Hi all. Thanks in advance for helping me out.
I'm trying to analyze copy number data from TCGA (using TCGAbiolinks), and trying to define genes that are either amplified or deleted.
To download gene level copy number alteration, I used the code below:
query <- GDCquery(project = 'TCGA-BRCA', data.category = 'Copy Number Variation', data.type = 'Gene Level Copy Number', sample.type = 'Primary Tumor')
I have three questions related to the downloaded data.
First, I'm curious to know the pipeline used to calculate gene level copy numbers.
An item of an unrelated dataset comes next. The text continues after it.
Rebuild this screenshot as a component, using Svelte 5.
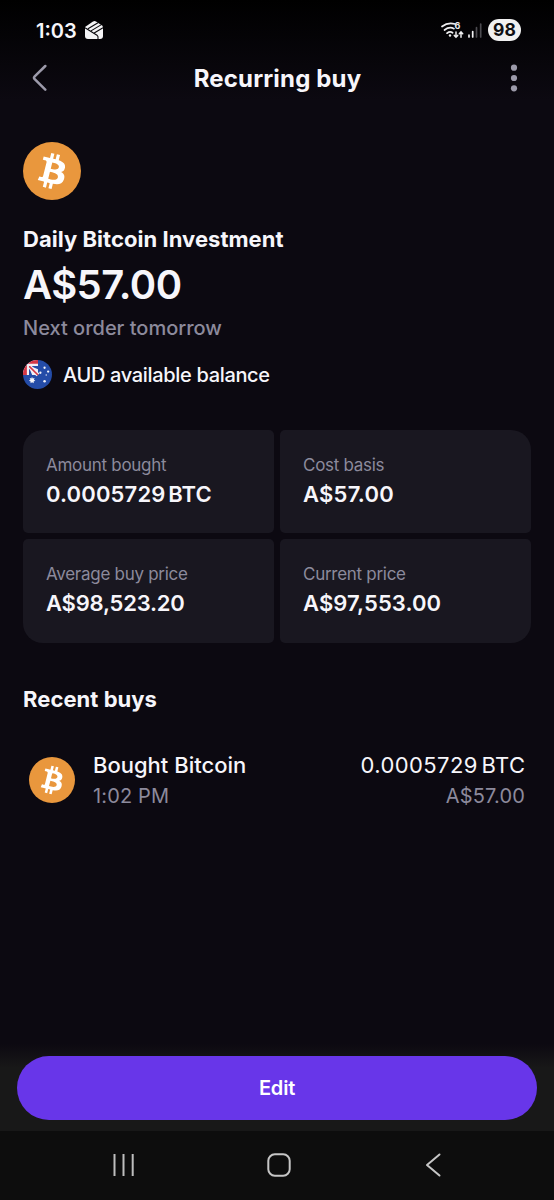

Seconly, I've noticed that some patients have gene level copy numbers that are unexpectedly huge. For example, 'TCGA-A8-A093-10A-01D-A012-01' had a copy number of 26 in a gene "ENSG00000085733.16". I'm curious to know if this is usual.
Finally, what would be a cutoff score for gene level copy number to define whether a gene is amplified or deleted?
Thank you so much for your help.
Were you able to get answer for your questions?
This is a GDC question, not a TCGAbiolinks question. For TCGA, GDC uses ASCAT2 (SNP6) and ASCATNGS (WGS) for integer value copy number. And gene level copy number is just intersect gene region with segmentation file, with some handling of edge cases. I am pretty sure these have been clearly described in the GDC documentation.